Nie żal Ci było wyjeżdżać z Wrocławia – nawet dla tych emocji, które daje atmosfera w Kąśnej Dolnej?
Nasz zespół we Wrocławiu był bardzo zgrany. Spędzaliśmy dużo czasu razem, ale w zasadzie nie było konfliktów. Wiem teraz, że jak mam dobrą atmosferę w pracy, tworzę dobrą przestrzeń dla artystów, którzy tu przyjeżdżają. A emocje między artystami udzielają się publiczności. To doświadczanie atmosfery, która się tworzy w garderobie. Praca we Wrocławiu nauczyła mnie też, że bardzo łatwo się pracuje, jeśli ma się partnera, z którym się dobrze czuje. Przyjaźń, wzajemna pomoc – to wyniosłem z Opery Wrocławskiej. Każdy gościnnie przyjeżdzający mówił, że zazdrości nam atmosfery… Ale przychodzi taki moment w życiu, że świetna praca, doskonała atmosfera nie wystarcza. Potrzeba nowych wyzwań. Mam je tu, w Centrum Paderewskiego.
A jaka jest przyszłość Centrum?
Przed nami dużo pracy. Ale to dobrze, bo jest kierunek, są wyzwania. Pracy jest dużo w wymiarze artystycznym i infrastrukturalnym. Ten drugi temat bardzo mnie zajmuje. Bo infrastruktura jest bardzo ważna. Już niedługo powstanie tu kawiarnia.
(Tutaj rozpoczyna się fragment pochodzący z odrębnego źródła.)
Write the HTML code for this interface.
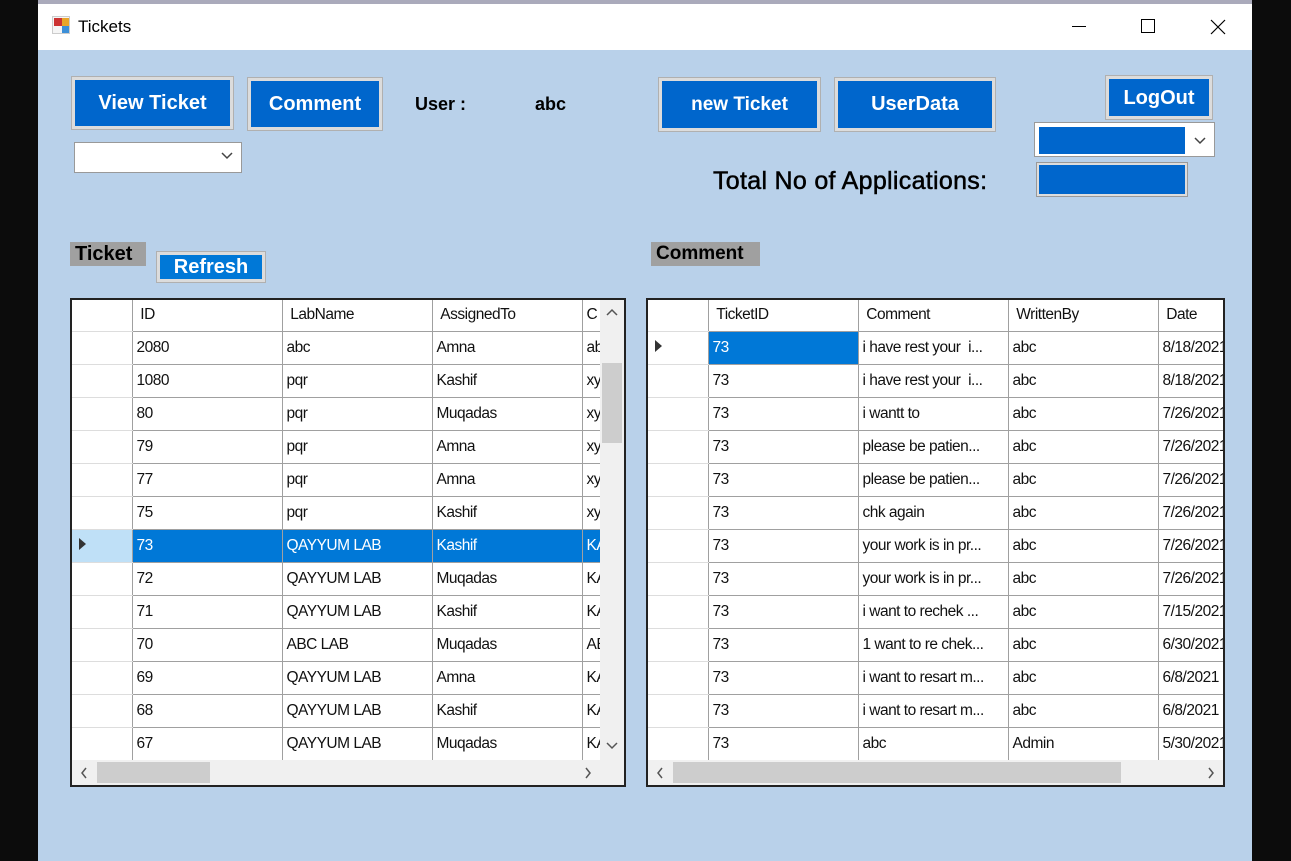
<!DOCTYPE html>
<html><head><meta charset="utf-8"><style>
*{margin:0;padding:0;box-sizing:border-box}
body{width:1291px;height:861px;background:#0c0c0c;position:relative;overflow:hidden;font-family:"Liberation Sans",Arial,sans-serif}
.a{position:absolute}
.win{left:38px;top:4px;width:1214px;height:857px;background:#b9d1ea}
.tb{left:38px;top:4px;width:1214px;height:46px;background:#fff}
.btn{position:absolute;background:#0066cc;color:#fff;font-weight:bold;font-size:19px;text-align:center;border:3px solid #dcdcdc;outline:1px solid #b0b0b0;display:flex;align-items:center;justify-content:center}
.lbl{position:absolute;font-weight:bold;color:#000}
.grid{position:absolute;border:2px solid #222;background:#fff;overflow:hidden}
table{border-collapse:collapse;table-layout:fixed;position:absolute;left:0;top:0}
td{height:33px;border:1px solid #a0a0a0;font-size:15.5px;padding-left:4px;white-space:nowrap;overflow:hidden;color:#111;letter-spacing:-0.5px}
tr.h td{height:31px;border-top:none}
td.rh{border-left:none;border-right:1px solid #a0a0a0;border-top:1px solid #ddd;border-bottom:1px solid #ddd}
tr.s td{background:#0078d7;color:#fff}
tr.s td.rh{background:#bfe0f7}
.sel{background:#0078d7!important;color:#fff!important}
.arr{display:inline-block;width:0;height:0;border-top:6px solid transparent;border-bottom:6px solid transparent;border-left:7px solid #333;margin-left:3px}
.hs{position:absolute;height:25px;background:#f0f0f0}
.th{position:absolute;background:#cdcdcd}
</style></head><body>
<div class="a" style="left:38px;top:0;width:1214px;height:4px;background:#aab"></div>
<div class="a win"></div>
<div class="a tb"></div>
<div class="a" style="left:52px;top:16px;width:18px;height:18px;border:1px solid #ccc;background:#f5f5f5">
<div class="a" style="left:1px;top:1px;width:8px;height:8px;background:#c33"></div>
<div class="a" style="left:9px;top:1px;width:7px;height:8px;background:#e9a529"></div>
<div class="a" style="left:9px;top:9px;width:7px;height:7px;background:#3c8fd8"></div></div>
<div class="a" style="left:78px;top:17px;font-size:17px;color:#000">Tickets</div>
<div class="a" style="left:1072px;top:26px;width:14px;height:1px;background:#000"></div>
<div class="a" style="left:1141px;top:19px;width:14px;height:14px;border:1px solid #000"></div>
<svg class="a" style="left:1210px;top:19px" width="16" height="16"><path d="M1 1L15 15M15 1L1 15" stroke="#000" stroke-width="1.2"/></svg>

<div class="btn" style="left:72px;top:77px;width:161px;height:52px;font-size:20px">View Ticket</div>
<div class="btn" style="left:248px;top:78px;width:134px;height:52px;font-size:20px">Comment</div>
<div class="lbl" style="left:415px;top:94px;font-size:18px">User :</div>
<div class="lbl" style="left:535px;top:94px;font-size:18px">abc</div>
<div class="btn" style="left:659px;top:78px;width:161px;height:53px">new Ticket</div>
<div class="btn" style="left:835px;top:78px;width:160px;height:53px;font-size:20px">UserData</div>
<div class="btn" style="left:1106px;top:76px;width:106px;height:43px;font-size:20px;padding-top:2px">LogOut</div>

<div class="a" style="left:74px;top:142px;width:168px;height:31px;background:#fff;border:1px solid #999"></div>
<svg class="a" style="left:221px;top:152px" width="12" height="8"><path d="M1 1L6 6L11 1" stroke="#444" fill="none" stroke-width="1.5"/></svg>
<div class="a" style="left:1034px;top:122px;width:181px;height:35px;background:#fff;border:1px solid #999"></div>
<div class="a" style="left:1039px;top:127px;width:146px;height:27px;background:#0066cc"></div>
<svg class="a" style="left:1194px;top:137px" width="12" height="8"><path d="M1 1L6 6L11 1" stroke="#444" fill="none" stroke-width="1.5"/></svg>
<div class="lbl" style="left:713px;top:167px;font-size:25px;font-weight:normal;letter-spacing:0.3px;-webkit-text-stroke:0.5px #000">Total No of Applications:</div>
<div class="a" style="left:1037px;top:163px;width:150px;height:33px;background:#0066cc;border:2px solid #ddd;outline:1px solid #999"></div>

<div class="lbl" style="left:70px;top:242px;width:76px;height:24px;background:#a0a0a0;font-size:20px;padding-left:5px;line-height:24px">Ticket</div>
<div class="btn" style="left:157px;top:252px;width:108px;height:30px;font-size:20px;background:#0078d7">Refresh</div>
<div class="lbl" style="left:651px;top:242px;width:109px;height:24px;background:#a0a0a0;font-size:19px;padding-left:5px;line-height:24px">Comment</div>

<div class="grid" style="left:70px;top:298px;width:556px;height:489px">
<table style="width:560px">
<colgroup><col style="width:60px"><col style="width:150px"><col style="width:150px"><col style="width:150px"><col style="width:50px"></colgroup>
<tr class="h"><td class="rh"></td><td>&nbsp;ID</td><td>&nbsp;LabName</td><td>&nbsp;AssignedTo</td><td>C</td></tr>
<tr><td class="rh"></td><td>2080</td><td>abc</td><td>Amna</td><td>ab</td></tr>
<tr><td class="rh"></td><td>1080</td><td>pqr</td><td>Kashif</td><td>xy</td></tr>
<tr><td class="rh"></td><td>80</td><td>pqr</td><td>Muqadas</td><td>xy</td></tr>
<tr><td class="rh"></td><td>79</td><td>pqr</td><td>Amna</td><td>xy</td></tr>
<tr><td class="rh"></td><td>77</td><td>pqr</td><td>Amna</td><td>xy</td></tr>
<tr><td class="rh"></td><td>75</td><td>pqr</td><td>Kashif</td><td>xy</td></tr>
<tr class="s"><td class="rh"><span class="arr"></span></td><td>73</td><td>QAYYUM LAB</td><td>Kashif</td><td>KA</td></tr>
<tr><td class="rh"></td><td>72</td><td>QAYYUM LAB</td><td>Muqadas</td><td>KA</td></tr>
<tr><td class="rh"></td><td>71</td><td>QAYYUM LAB</td><td>Kashif</td><td>KA</td></tr>
<tr><td class="rh"></td><td>70</td><td>ABC LAB</td><td>Muqadas</td><td>AB</td></tr>
<tr><td class="rh"></td><td>69</td><td>QAYYUM LAB</td><td>Amna</td><td>KA</td></tr>
<tr><td class="rh"></td><td>68</td><td>QAYYUM LAB</td><td>Kashif</td><td>KA</td></tr>
<tr><td class="rh"></td><td>67</td><td>QAYYUM LAB</td><td>Muqadas</td><td>KA</td></tr>
</table>
<div class="a" style="left:528px;top:0;width:24px;height:460px;background:#f0f0f0"></div>
<div class="th" style="left:530px;top:63px;width:20px;height:80px"></div>
<svg class="a" style="left:534px;top:8px" width="12" height="8"><path d="M1 7L6 2L11 7" stroke="#555" fill="none" stroke-width="1.5"/></svg>
<svg class="a" style="left:534px;top:442px" width="12" height="8"><path d="M1 1L6 6L11 1" stroke="#555" fill="none" stroke-width="1.5"/></svg>
<div class="hs" style="left:0;top:460px;width:552px"></div>
<div class="th" style="left:25px;top:462px;width:113px;height:21px"></div>
<svg class="a" style="left:8px;top:467px" width="8" height="12"><path d="M6 1L2 6L6 11" stroke="#555" fill="none" stroke-width="1.5"/></svg>
<svg class="a" style="left:512px;top:467px" width="8" height="12"><path d="M2 1L6 6L2 11" stroke="#555" fill="none" stroke-width="1.5"/></svg>
</div>

<div class="grid" style="left:646px;top:298px;width:579px;height:489px">
<table style="width:610px">
<colgroup><col style="width:60px"><col style="width:150px"><col style="width:150px"><col style="width:150px"><col style="width:100px"></colgroup>
<tr class="h"><td class="rh"></td><td>&nbsp;TicketID</td><td>&nbsp;Comment</td><td>&nbsp;WrittenBy</td><td>&nbsp;Date</td></tr>
<tr><td class="rh"><span class="arr"></span></td><td class="sel">73</td><td>i have rest your&nbsp; i...</td><td>abc</td><td>8/18/2021</td></tr>
<tr><td class="rh"></td><td>73</td><td>i have rest your&nbsp; i...</td><td>abc</td><td>8/18/2021</td></tr>
<tr><td class="rh"></td><td>73</td><td>i wantt to</td><td>abc</td><td>7/26/2021</td></tr>
<tr><td class="rh"></td><td>73</td><td>please be patien...</td><td>abc</td><td>7/26/2021</td></tr>
<tr><td class="rh"></td><td>73</td><td>please be patien...</td><td>abc</td><td>7/26/2021</td></tr>
<tr><td class="rh"></td><td>73</td><td>chk again</td><td>abc</td><td>7/26/2021</td></tr>
<tr><td class="rh"></td><td>73</td><td>your work is in pr...</td><td>abc</td><td>7/26/2021</td></tr>
<tr><td class="rh"></td><td>73</td><td>your work is in pr...</td><td>abc</td><td>7/26/2021</td></tr>
<tr><td class="rh"></td><td>73</td><td>i want to rechek ...</td><td>abc</td><td>7/15/2021</td></tr>
<tr><td class="rh"></td><td>73</td><td>1 want to re chek...</td><td>abc</td><td>6/30/2021</td></tr>
<tr><td class="rh"></td><td>73</td><td>i want to resart m...</td><td>abc</td><td>6/8/2021</td></tr>
<tr><td class="rh"></td><td>73</td><td>i want to resart m...</td><td>abc</td><td>6/8/2021</td></tr>
<tr><td class="rh"></td><td>73</td><td>abc</td><td>Admin</td><td>5/30/2021</td></tr>
</table>
<div class="hs" style="left:0;top:460px;width:575px"></div>
<div class="th" style="left:25px;top:462px;width:448px;height:21px"></div>
<svg class="a" style="left:8px;top:467px" width="8" height="12"><path d="M6 1L2 6L6 11" stroke="#555" fill="none" stroke-width="1.5"/></svg>
<svg class="a" style="left:559px;top:467px" width="8" height="12"><path d="M2 1L6 6L2 11" stroke="#555" fill="none" stroke-width="1.5"/></svg>
</div>
</body></html>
Złożyliśmy projekt na 4,5 mln zł do Urzędu Marszałkowskiego na renowację domu pracy twórczej, dworku i parku, bo całość jest wpisana w rejestr zabytków. W tej chwili zaczynamy remont małej alejki od dworu do stawu. Alejka jest niezbędna, bo jesienią nie można dostać się do jeziora ze względu na błoto w trawie. Niby szczegół, ale ważny. Jeśli wszystko dobrze się ułoży, w parku powstanie muzyczny plac zabaw dla dzieci. Kupiliśmy rowery. Można zostawić samochód i zwiedzać okolicę na dwóch kółkach. Do Sali koncertowej kupiliśmy nowe krzesła. Porządne, wyściełane.